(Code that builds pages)

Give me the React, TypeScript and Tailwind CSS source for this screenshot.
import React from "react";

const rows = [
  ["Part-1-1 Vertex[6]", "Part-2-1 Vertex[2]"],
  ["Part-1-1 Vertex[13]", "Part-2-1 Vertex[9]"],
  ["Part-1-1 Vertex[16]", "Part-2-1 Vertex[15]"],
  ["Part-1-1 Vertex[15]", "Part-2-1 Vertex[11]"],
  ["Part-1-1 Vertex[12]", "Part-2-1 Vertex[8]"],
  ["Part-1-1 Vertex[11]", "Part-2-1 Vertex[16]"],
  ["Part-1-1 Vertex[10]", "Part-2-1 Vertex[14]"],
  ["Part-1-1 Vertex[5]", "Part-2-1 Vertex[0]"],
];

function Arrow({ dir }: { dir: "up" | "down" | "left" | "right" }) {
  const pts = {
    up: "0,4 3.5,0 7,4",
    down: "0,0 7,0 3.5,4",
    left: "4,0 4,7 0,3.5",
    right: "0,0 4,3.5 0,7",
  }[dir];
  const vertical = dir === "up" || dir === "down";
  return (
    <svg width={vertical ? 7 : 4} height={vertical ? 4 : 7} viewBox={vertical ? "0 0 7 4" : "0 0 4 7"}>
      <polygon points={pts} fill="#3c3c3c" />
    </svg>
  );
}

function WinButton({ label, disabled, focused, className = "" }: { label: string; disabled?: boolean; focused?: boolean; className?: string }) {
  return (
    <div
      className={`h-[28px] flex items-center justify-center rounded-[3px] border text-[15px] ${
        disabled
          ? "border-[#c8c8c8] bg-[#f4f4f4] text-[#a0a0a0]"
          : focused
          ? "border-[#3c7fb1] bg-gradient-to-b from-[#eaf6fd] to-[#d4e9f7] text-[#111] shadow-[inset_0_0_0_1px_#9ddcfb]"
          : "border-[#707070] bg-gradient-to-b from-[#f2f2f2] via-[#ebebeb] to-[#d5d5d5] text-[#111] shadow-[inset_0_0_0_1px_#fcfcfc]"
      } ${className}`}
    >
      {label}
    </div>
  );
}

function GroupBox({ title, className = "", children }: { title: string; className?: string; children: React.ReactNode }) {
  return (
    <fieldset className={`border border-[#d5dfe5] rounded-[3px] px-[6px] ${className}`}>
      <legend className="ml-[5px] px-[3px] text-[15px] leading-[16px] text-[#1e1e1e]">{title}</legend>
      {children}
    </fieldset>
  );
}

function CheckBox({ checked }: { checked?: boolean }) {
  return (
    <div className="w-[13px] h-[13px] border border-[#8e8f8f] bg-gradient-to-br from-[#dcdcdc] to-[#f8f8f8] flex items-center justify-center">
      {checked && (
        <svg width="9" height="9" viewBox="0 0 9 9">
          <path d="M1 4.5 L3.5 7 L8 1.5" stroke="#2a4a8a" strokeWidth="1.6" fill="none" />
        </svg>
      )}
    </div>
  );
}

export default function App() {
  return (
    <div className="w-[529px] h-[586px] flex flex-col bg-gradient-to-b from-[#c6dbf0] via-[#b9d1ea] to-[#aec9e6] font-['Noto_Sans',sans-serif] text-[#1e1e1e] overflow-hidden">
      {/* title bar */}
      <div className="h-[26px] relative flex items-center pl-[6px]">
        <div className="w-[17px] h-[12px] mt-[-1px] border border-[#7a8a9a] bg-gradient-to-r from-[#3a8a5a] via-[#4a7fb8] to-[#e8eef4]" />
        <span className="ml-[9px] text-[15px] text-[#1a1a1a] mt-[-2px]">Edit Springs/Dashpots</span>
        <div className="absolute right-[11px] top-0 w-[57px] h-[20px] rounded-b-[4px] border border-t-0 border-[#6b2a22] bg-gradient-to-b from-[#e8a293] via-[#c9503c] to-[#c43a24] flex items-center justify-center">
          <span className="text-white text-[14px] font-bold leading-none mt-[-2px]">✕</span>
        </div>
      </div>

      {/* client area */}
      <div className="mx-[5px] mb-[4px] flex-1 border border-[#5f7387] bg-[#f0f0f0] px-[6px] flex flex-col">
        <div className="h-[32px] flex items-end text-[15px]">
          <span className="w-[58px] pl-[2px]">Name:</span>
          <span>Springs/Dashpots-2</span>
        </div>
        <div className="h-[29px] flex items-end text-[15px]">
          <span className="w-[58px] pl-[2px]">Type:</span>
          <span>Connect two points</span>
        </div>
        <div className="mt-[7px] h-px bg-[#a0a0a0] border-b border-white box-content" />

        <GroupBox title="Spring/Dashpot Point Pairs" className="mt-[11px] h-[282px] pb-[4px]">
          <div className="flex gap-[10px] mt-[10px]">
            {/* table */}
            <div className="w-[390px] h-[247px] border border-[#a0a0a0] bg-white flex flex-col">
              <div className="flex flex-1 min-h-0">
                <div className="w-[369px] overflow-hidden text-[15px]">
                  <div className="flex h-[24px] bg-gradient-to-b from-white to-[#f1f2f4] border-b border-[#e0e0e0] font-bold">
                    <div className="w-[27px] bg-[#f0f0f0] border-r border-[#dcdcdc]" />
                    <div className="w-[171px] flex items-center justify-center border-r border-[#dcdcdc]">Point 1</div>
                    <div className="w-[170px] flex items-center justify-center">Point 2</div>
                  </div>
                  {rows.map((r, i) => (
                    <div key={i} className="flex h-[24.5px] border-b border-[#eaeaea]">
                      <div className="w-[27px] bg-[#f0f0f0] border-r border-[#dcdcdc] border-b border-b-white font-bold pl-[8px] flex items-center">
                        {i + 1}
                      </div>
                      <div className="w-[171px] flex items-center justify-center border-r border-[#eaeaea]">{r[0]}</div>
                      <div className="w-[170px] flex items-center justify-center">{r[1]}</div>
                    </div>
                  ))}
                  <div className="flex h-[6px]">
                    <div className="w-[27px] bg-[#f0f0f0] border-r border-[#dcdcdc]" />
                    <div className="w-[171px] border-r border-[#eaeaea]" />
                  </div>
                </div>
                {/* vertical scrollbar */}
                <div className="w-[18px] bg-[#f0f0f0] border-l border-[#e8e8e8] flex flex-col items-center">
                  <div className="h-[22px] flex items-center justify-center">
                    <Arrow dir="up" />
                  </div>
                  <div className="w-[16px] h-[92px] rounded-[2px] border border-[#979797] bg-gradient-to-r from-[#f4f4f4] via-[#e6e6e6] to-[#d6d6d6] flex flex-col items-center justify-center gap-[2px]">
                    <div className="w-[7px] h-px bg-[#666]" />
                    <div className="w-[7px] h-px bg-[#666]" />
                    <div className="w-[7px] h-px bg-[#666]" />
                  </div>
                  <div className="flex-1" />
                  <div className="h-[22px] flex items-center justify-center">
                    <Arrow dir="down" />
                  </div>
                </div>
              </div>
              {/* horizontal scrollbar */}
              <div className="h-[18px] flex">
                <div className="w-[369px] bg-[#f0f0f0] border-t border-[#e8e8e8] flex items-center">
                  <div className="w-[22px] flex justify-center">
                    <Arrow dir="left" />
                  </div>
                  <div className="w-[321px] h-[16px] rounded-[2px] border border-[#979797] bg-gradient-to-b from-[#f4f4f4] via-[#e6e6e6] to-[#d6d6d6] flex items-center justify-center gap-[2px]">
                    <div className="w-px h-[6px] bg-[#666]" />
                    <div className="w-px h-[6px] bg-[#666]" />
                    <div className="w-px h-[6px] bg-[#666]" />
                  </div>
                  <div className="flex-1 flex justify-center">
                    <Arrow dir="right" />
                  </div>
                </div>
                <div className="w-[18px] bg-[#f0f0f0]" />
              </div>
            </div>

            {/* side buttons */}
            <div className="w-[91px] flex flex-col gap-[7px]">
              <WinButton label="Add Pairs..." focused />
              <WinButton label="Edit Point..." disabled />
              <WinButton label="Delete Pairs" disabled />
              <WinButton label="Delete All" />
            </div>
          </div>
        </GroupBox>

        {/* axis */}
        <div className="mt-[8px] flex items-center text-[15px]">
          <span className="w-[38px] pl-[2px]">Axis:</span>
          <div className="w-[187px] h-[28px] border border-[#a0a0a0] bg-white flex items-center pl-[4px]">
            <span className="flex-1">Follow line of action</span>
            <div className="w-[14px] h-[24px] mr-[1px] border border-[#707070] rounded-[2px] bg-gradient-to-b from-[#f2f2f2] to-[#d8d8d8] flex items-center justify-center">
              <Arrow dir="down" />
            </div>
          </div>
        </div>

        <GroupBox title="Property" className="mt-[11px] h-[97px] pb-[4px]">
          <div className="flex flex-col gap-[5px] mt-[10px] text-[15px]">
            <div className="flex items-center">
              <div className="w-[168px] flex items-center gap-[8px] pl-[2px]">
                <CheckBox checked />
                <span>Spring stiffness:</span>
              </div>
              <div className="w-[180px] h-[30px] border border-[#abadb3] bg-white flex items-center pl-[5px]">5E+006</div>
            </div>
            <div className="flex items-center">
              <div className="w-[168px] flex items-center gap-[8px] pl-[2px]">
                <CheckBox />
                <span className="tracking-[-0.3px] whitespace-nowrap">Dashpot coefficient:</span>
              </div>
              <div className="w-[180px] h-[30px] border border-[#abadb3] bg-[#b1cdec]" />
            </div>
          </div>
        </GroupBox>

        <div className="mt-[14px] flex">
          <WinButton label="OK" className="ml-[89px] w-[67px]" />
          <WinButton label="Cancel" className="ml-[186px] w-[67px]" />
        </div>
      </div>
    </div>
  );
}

==

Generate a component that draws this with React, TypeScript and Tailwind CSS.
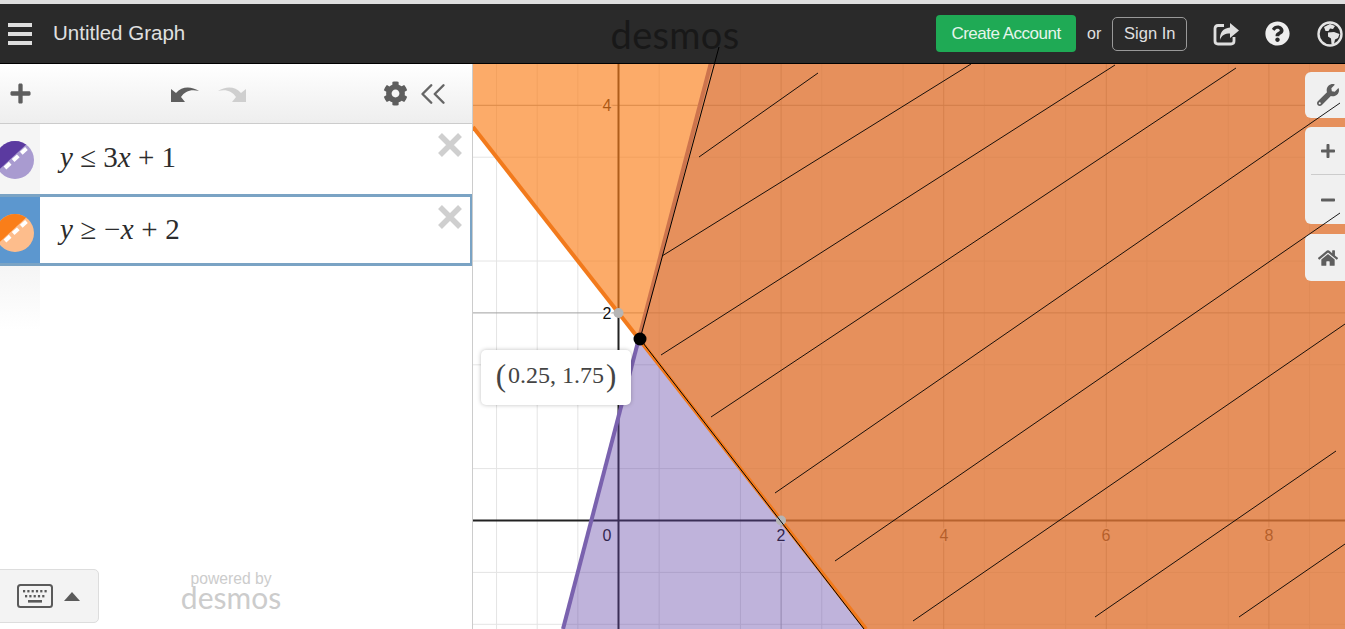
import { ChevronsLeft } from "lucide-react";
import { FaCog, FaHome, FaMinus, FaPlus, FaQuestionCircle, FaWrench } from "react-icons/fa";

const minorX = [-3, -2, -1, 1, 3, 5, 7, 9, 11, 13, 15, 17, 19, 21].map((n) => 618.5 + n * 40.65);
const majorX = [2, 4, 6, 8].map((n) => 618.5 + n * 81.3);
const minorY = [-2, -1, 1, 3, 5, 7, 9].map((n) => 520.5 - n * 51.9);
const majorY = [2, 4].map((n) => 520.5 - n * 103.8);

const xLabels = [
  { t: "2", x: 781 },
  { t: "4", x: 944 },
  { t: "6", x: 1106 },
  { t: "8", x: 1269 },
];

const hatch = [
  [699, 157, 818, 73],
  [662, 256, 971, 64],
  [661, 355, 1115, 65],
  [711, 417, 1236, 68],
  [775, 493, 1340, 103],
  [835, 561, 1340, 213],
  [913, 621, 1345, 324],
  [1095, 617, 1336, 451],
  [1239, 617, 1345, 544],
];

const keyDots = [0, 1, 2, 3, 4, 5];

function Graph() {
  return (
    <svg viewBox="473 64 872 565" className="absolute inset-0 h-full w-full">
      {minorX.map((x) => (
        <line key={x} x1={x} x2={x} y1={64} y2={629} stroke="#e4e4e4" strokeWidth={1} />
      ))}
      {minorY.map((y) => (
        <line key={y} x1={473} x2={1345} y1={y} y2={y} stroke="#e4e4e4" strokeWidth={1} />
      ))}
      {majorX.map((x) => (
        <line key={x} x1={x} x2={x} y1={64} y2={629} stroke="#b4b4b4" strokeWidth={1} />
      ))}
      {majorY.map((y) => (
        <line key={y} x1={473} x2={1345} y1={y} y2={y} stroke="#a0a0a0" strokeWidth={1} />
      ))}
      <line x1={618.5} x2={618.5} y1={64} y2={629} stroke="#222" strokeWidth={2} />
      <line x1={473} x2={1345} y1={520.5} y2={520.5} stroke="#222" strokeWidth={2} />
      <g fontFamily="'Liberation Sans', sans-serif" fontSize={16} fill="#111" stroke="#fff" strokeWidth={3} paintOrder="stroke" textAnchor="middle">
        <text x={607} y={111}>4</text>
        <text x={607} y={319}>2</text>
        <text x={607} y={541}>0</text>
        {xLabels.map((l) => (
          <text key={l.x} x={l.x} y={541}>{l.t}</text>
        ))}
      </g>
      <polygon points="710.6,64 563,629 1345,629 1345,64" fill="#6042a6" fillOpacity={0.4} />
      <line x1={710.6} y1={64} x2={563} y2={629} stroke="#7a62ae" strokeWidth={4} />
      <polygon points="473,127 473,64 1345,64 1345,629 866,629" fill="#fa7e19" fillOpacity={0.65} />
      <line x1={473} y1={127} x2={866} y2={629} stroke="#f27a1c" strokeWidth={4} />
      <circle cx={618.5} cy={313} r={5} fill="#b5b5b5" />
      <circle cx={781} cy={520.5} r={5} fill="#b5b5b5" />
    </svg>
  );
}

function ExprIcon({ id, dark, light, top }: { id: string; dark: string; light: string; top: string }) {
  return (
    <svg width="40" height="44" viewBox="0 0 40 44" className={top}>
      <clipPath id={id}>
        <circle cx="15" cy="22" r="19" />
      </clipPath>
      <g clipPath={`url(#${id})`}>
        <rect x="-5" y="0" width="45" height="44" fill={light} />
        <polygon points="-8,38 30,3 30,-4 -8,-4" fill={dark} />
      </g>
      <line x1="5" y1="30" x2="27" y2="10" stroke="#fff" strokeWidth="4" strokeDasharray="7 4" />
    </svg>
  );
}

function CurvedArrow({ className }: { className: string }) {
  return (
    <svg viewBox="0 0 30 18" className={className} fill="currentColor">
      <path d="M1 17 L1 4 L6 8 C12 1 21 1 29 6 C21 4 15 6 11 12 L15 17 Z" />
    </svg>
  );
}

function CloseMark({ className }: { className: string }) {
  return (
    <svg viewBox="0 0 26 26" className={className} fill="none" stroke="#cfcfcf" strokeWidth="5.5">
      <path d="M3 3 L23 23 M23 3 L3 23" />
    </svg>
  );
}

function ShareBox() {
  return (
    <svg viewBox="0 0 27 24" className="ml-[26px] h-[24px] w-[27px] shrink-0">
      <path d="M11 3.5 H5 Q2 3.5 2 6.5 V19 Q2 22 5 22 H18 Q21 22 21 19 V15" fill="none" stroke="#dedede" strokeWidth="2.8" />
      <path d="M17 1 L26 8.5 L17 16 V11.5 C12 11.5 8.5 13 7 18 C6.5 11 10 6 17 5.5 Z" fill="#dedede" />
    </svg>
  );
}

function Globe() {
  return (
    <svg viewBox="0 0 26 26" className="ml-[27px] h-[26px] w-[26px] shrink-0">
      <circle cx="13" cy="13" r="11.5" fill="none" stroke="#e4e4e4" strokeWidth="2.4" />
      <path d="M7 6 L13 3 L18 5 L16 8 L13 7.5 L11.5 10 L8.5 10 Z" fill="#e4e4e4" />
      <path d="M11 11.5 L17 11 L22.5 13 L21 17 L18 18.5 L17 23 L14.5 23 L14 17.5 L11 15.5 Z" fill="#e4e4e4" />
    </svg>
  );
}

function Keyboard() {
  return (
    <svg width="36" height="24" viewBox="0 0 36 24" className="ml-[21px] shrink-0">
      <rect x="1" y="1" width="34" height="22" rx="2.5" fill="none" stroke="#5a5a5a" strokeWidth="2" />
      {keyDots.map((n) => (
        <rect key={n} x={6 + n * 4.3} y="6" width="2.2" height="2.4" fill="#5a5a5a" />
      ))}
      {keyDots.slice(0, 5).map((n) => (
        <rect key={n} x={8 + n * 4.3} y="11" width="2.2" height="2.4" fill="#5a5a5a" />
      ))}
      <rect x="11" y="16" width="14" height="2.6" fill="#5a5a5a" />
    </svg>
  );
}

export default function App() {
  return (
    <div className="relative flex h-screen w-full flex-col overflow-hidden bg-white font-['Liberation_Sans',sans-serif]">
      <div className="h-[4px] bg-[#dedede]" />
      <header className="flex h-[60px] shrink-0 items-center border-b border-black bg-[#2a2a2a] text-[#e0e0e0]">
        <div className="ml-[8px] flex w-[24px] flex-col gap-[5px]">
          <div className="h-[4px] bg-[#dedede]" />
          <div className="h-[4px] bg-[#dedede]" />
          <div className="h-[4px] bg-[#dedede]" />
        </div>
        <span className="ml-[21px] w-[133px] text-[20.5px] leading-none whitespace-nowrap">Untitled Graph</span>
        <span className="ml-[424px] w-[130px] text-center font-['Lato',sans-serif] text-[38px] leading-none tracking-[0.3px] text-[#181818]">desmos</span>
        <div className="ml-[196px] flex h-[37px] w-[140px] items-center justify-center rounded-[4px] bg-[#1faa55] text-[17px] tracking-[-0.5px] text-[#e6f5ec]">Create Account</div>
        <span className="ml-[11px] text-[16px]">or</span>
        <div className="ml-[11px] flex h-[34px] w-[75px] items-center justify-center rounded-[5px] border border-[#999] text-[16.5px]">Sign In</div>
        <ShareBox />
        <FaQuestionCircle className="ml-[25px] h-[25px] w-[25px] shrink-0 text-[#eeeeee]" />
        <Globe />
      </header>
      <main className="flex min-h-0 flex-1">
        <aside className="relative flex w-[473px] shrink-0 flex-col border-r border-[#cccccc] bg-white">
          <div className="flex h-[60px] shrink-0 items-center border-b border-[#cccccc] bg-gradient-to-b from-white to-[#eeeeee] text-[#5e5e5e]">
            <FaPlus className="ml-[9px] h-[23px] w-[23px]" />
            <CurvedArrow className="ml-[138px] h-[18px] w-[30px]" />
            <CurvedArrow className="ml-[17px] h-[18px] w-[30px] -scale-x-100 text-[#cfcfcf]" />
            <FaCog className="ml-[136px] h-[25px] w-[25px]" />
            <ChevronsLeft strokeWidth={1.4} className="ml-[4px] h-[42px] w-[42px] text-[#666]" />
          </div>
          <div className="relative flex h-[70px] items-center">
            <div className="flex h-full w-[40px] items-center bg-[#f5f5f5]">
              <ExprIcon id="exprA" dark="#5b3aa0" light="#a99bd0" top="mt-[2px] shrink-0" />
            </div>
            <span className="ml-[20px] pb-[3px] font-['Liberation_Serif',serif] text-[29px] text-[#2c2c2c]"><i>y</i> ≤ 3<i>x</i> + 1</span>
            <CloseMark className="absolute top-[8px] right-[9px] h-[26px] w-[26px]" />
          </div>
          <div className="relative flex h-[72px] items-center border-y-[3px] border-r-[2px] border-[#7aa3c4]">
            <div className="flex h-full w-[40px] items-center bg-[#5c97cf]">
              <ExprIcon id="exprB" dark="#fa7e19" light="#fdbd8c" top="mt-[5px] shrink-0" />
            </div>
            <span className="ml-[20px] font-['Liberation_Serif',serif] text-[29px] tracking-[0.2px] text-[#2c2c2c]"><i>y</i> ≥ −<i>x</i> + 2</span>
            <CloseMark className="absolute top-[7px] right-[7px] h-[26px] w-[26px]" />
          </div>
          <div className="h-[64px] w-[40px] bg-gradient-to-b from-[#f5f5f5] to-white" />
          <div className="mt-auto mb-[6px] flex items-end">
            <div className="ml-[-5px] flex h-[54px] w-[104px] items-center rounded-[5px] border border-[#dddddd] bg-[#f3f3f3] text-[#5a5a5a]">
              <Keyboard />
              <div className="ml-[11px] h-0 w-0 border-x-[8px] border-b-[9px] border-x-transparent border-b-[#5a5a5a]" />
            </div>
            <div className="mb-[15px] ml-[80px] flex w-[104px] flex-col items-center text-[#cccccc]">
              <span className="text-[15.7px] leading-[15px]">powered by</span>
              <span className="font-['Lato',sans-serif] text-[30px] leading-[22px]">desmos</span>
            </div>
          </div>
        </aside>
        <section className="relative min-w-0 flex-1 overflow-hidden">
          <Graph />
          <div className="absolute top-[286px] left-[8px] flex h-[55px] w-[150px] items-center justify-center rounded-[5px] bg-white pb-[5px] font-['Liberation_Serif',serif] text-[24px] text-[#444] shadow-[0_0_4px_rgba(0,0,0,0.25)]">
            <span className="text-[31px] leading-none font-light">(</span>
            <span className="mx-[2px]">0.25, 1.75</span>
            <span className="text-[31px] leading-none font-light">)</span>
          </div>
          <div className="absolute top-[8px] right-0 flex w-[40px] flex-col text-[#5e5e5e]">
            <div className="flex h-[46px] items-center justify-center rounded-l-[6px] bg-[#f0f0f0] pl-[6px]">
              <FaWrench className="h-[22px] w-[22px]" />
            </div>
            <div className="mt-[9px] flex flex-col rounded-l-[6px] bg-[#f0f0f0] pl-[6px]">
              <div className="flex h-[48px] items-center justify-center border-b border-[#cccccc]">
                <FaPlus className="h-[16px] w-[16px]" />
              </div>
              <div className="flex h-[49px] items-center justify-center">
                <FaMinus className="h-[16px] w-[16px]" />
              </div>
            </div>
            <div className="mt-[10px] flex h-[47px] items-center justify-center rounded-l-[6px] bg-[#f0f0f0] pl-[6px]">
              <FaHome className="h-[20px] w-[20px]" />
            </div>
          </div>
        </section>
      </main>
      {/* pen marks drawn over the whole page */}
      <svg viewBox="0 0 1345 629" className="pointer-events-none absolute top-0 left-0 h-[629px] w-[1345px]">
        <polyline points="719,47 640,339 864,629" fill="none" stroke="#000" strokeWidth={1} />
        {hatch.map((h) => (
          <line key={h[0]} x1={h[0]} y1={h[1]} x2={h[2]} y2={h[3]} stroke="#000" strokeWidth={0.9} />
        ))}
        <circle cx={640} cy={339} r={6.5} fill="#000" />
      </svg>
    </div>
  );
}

* REQUIREMENT *
Print everything from the line with "Generate a component" down to the line with "const keyDots = [0, 1, 2, 3, 4, 5];", both included, exactly as written and without the pictures.

* WRITTEN RESPONSE *
Generate a component that draws this with React, TypeScript and Tailwind CSS.
import { ChevronsLeft } from "lucide-react";
import { FaCog, FaHome, FaMinus, FaPlus, FaQuestionCircle, FaWrench } from "react-icons/fa";

const minorX = [-3, -2, -1, 1, 3, 5, 7, 9, 11, 13, 15, 17, 19, 21].map((n) => 618.5 + n * 40.65);
const majorX = [2, 4, 6, 8].map((n) => 618.5 + n * 81.3);
const minorY = [-2, -1, 1, 3, 5, 7, 9].map((n) => 520.5 - n * 51.9);
const majorY = [2, 4].map((n) => 520.5 - n * 103.8);

const xLabels = [
  { t: "2", x: 781 },
  { t: "4", x: 944 },
  { t: "6", x: 1106 },
  { t: "8", x: 1269 },
];

const hatch = [
  [699, 157, 818, 73],
  [662, 256, 971, 64],
  [661, 355, 1115, 65],
  [711, 417, 1236, 68],
  [775, 493, 1340, 103],
  [835, 561, 1340, 213],
  [913, 621, 1345, 324],
  [1095, 617, 1336, 451],
  [1239, 617, 1345, 544],
];

const keyDots = [0, 1, 2, 3, 4, 5];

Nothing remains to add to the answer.